### Work to complete
Write the material out again exactly.

-- Items start --

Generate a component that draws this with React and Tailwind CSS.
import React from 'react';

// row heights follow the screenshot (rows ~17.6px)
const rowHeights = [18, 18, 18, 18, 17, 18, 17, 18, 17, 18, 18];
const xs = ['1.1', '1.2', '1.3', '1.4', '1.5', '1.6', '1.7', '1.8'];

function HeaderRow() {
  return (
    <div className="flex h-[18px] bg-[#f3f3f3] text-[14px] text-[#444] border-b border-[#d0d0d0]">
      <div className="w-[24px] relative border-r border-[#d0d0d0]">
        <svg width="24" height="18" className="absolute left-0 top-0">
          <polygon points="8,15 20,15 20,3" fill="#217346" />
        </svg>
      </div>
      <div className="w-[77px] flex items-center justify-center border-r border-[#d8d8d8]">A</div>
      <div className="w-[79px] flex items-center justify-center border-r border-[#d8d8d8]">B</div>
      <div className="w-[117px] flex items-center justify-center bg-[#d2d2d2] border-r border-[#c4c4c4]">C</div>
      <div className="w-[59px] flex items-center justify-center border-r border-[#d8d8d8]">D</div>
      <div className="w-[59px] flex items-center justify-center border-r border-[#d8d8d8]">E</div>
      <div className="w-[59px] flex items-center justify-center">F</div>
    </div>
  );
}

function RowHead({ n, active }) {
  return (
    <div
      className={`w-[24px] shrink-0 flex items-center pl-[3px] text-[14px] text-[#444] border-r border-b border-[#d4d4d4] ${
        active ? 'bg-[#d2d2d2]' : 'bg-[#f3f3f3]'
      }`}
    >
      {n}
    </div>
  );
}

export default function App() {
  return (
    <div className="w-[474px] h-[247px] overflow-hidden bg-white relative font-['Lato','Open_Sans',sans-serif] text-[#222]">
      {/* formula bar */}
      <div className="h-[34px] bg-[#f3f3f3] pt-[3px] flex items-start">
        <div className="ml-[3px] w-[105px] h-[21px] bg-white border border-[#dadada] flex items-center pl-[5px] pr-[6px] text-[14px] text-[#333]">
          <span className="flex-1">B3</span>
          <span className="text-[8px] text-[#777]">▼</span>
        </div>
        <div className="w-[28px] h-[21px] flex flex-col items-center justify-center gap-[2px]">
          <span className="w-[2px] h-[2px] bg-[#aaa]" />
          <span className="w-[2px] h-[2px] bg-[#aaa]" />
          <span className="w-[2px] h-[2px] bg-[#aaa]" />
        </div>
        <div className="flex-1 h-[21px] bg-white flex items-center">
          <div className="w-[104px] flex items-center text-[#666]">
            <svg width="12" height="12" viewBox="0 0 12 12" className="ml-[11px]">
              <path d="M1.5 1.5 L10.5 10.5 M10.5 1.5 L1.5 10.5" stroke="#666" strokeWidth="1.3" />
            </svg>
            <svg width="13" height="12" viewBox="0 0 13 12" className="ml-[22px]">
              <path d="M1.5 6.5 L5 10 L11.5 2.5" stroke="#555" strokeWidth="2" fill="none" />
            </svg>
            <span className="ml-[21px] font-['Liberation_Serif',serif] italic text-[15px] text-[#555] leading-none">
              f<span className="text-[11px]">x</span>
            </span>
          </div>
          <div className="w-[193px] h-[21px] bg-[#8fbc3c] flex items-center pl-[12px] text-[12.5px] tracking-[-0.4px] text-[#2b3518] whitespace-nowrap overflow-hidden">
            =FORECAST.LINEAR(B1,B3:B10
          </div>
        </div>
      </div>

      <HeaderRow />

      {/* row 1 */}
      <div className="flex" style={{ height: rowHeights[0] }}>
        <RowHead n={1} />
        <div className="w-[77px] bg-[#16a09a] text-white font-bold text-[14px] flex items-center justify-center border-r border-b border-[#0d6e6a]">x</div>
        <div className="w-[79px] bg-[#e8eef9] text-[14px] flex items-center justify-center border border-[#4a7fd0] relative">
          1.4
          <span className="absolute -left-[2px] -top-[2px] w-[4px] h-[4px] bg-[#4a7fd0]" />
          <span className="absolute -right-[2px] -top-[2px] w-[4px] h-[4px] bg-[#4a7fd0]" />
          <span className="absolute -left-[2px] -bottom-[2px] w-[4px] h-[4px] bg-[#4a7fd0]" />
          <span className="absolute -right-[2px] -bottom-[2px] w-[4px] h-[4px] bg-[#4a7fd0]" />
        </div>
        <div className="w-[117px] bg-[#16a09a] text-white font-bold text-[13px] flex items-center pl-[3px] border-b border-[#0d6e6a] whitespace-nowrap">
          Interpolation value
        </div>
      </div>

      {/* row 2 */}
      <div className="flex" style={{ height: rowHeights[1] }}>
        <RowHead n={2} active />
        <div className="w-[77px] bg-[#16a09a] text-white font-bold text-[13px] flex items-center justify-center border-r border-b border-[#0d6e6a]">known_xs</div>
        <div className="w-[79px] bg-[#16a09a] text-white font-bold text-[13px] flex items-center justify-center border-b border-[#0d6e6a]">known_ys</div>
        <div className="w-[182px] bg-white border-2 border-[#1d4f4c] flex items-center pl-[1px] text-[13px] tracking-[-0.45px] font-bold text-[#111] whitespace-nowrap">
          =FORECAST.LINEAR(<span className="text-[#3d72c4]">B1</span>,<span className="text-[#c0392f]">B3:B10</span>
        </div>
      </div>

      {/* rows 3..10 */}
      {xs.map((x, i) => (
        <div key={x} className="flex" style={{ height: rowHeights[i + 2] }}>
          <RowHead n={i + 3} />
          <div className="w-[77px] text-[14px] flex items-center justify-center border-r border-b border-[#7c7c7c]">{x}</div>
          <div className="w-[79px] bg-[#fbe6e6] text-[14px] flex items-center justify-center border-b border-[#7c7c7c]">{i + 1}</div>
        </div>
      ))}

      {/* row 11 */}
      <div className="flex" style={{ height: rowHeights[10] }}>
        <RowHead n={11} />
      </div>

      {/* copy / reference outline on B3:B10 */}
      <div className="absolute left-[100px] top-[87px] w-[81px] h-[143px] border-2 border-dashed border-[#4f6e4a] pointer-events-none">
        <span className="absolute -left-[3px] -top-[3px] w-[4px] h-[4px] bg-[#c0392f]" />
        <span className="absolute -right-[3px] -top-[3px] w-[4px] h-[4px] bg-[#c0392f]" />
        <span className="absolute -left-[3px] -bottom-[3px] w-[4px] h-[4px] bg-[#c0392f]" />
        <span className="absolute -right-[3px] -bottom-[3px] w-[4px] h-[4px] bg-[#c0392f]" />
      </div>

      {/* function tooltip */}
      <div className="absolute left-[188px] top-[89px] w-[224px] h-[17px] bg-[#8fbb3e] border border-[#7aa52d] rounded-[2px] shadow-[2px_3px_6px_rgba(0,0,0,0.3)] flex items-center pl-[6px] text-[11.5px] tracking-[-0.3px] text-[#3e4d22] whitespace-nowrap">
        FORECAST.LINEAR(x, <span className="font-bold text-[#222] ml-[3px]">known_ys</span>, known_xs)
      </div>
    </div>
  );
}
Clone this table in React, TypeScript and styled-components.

-- Items end --

### Solution to this task
Generate a component that draws this with React and Tailwind CSS.
import React from 'react';

// row heights follow the screenshot (rows ~17.6px)
const rowHeights = [18, 18, 18, 18, 17, 18, 17, 18, 17, 18, 18];
const xs = ['1.1', '1.2', '1.3', '1.4', '1.5', '1.6', '1.7', '1.8'];

function HeaderRow() {
  return (
    <div className="flex h-[18px] bg-[#f3f3f3] text-[14px] text-[#444] border-b border-[#d0d0d0]">
      <div className="w-[24px] relative border-r border-[#d0d0d0]">
        <svg width="24" height="18" className="absolute left-0 top-0">
          <polygon points="8,15 20,15 20,3" fill="#217346" />
        </svg>
      </div>
      <div className="w-[77px] flex items-center justify-center border-r border-[#d8d8d8]">A</div>
      <div className="w-[79px] flex items-center justify-center border-r border-[#d8d8d8]">B</div>
      <div className="w-[117px] flex items-center justify-center bg-[#d2d2d2] border-r border-[#c4c4c4]">C</div>
      <div className="w-[59px] flex items-center justify-center border-r border-[#d8d8d8]">D</div>
      <div className="w-[59px] flex items-center justify-center border-r border-[#d8d8d8]">E</div>
      <div className="w-[59px] flex items-center justify-center">F</div>
    </div>
  );
}

function RowHead({ n, active }) {
  return (
    <div
      className={`w-[24px] shrink-0 flex items-center pl-[3px] text-[14px] text-[#444] border-r border-b border-[#d4d4d4] ${
        active ? 'bg-[#d2d2d2]' : 'bg-[#f3f3f3]'
      }`}
    >
      {n}
    </div>
  );
}

export default function App() {
  return (
    <div className="w-[474px] h-[247px] overflow-hidden bg-white relative font-['Lato','Open_Sans',sans-serif] text-[#222]">
      {/* formula bar */}
      <div className="h-[34px] bg-[#f3f3f3] pt-[3px] flex items-start">
        <div className="ml-[3px] w-[105px] h-[21px] bg-white border border-[#dadada] flex items-center pl-[5px] pr-[6px] text-[14px] text-[#333]">
          <span className="flex-1">B3</span>
          <span className="text-[8px] text-[#777]">▼</span>
        </div>
        <div className="w-[28px] h-[21px] flex flex-col items-center justify-center gap-[2px]">
          <span className="w-[2px] h-[2px] bg-[#aaa]" />
          <span className="w-[2px] h-[2px] bg-[#aaa]" />
          <span className="w-[2px] h-[2px] bg-[#aaa]" />
        </div>
        <div className="flex-1 h-[21px] bg-white flex items-center">
          <div className="w-[104px] flex items-center text-[#666]">
            <svg width="12" height="12" viewBox="0 0 12 12" className="ml-[11px]">
              <path d="M1.5 1.5 L10.5 10.5 M10.5 1.5 L1.5 10.5" stroke="#666" strokeWidth="1.3" />
            </svg>
            <svg width="13" height="12" viewBox="0 0 13 12" className="ml-[22px]">
              <path d="M1.5 6.5 L5 10 L11.5 2.5" stroke="#555" strokeWidth="2" fill="none" />
            </svg>
            <span className="ml-[21px] font-['Liberation_Serif',serif] italic text-[15px] text-[#555] leading-none">
              f<span className="text-[11px]">x</span>
            </span>
          </div>
          <div className="w-[193px] h-[21px] bg-[#8fbc3c] flex items-center pl-[12px] text-[12.5px] tracking-[-0.4px] text-[#2b3518] whitespace-nowrap overflow-hidden">
            =FORECAST.LINEAR(B1,B3:B10
          </div>
        </div>
      </div>

      <HeaderRow />

      {/* row 1 */}
      <div className="flex" style={{ height: rowHeights[0] }}>
        <RowHead n={1} />
        <div className="w-[77px] bg-[#16a09a] text-white font-bold text-[14px] flex items-center justify-center border-r border-b border-[#0d6e6a]">x</div>
        <div className="w-[79px] bg-[#e8eef9] text-[14px] flex items-center justify-center border border-[#4a7fd0] relative">
          1.4
          <span className="absolute -left-[2px] -top-[2px] w-[4px] h-[4px] bg-[#4a7fd0]" />
          <span className="absolute -right-[2px] -top-[2px] w-[4px] h-[4px] bg-[#4a7fd0]" />
          <span className="absolute -left-[2px] -bottom-[2px] w-[4px] h-[4px] bg-[#4a7fd0]" />
          <span className="absolute -right-[2px] -bottom-[2px] w-[4px] h-[4px] bg-[#4a7fd0]" />
        </div>
        <div className="w-[117px] bg-[#16a09a] text-white font-bold text-[13px] flex items-center pl-[3px] border-b border-[#0d6e6a] whitespace-nowrap">
          Interpolation value
        </div>
      </div>

      {/* row 2 */}
      <div className="flex" style={{ height: rowHeights[1] }}>
        <RowHead n={2} active />
        <div className="w-[77px] bg-[#16a09a] text-white font-bold text-[13px] flex items-center justify-center border-r border-b border-[#0d6e6a]">known_xs</div>
        <div className="w-[79px] bg-[#16a09a] text-white font-bold text-[13px] flex items-center justify-center border-b border-[#0d6e6a]">known_ys</div>
        <div className="w-[182px] bg-white border-2 border-[#1d4f4c] flex items-center pl-[1px] text-[13px] tracking-[-0.45px] font-bold text-[#111] whitespace-nowrap">
          =FORECAST.LINEAR(<span className="text-[#3d72c4]">B1</span>,<span className="text-[#c0392f]">B3:B10</span>
        </div>
      </div>

      {/* rows 3..10 */}
      {xs.map((x, i) => (
        <div key={x} className="flex" style={{ height: rowHeights[i + 2] }}>
          <RowHead n={i + 3} />
          <div className="w-[77px] text-[14px] flex items-center justify-center border-r border-b border-[#7c7c7c]">{x}</div>
          <div className="w-[79px] bg-[#fbe6e6] text-[14px] flex items-center justify-center border-b border-[#7c7c7c]">{i + 1}</div>
        </div>
      ))}

      {/* row 11 */}
      <div className="flex" style={{ height: rowHeights[10] }}>
        <RowHead n={11} />
      </div>

      {/* copy / reference outline on B3:B10 */}
      <div className="absolute left-[100px] top-[87px] w-[81px] h-[143px] border-2 border-dashed border-[#4f6e4a] pointer-events-none">
        <span className="absolute -left-[3px] -top-[3px] w-[4px] h-[4px] bg-[#c0392f]" />
        <span className="absolute -right-[3px] -top-[3px] w-[4px] h-[4px] bg-[#c0392f]" />
        <span className="absolute -left-[3px] -bottom-[3px] w-[4px] h-[4px] bg-[#c0392f]" />
        <span className="absolute -right-[3px] -bottom-[3px] w-[4px] h-[4px] bg-[#c0392f]" />
      </div>

      {/* function tooltip */}
      <div className="absolute left-[188px] top-[89px] w-[224px] h-[17px] bg-[#8fbb3e] border border-[#7aa52d] rounded-[2px] shadow-[2px_3px_6px_rgba(0,0,0,0.3)] flex items-center pl-[6px] text-[11.5px] tracking-[-0.3px] text-[#3e4d22] whitespace-nowrap">
        FORECAST.LINEAR(x, <span className="font-bold text-[#222] ml-[3px]">known_ys</span>, known_xs)
      </div>
    </div>
  );
}
Clone this table in React, TypeScript and styled-components.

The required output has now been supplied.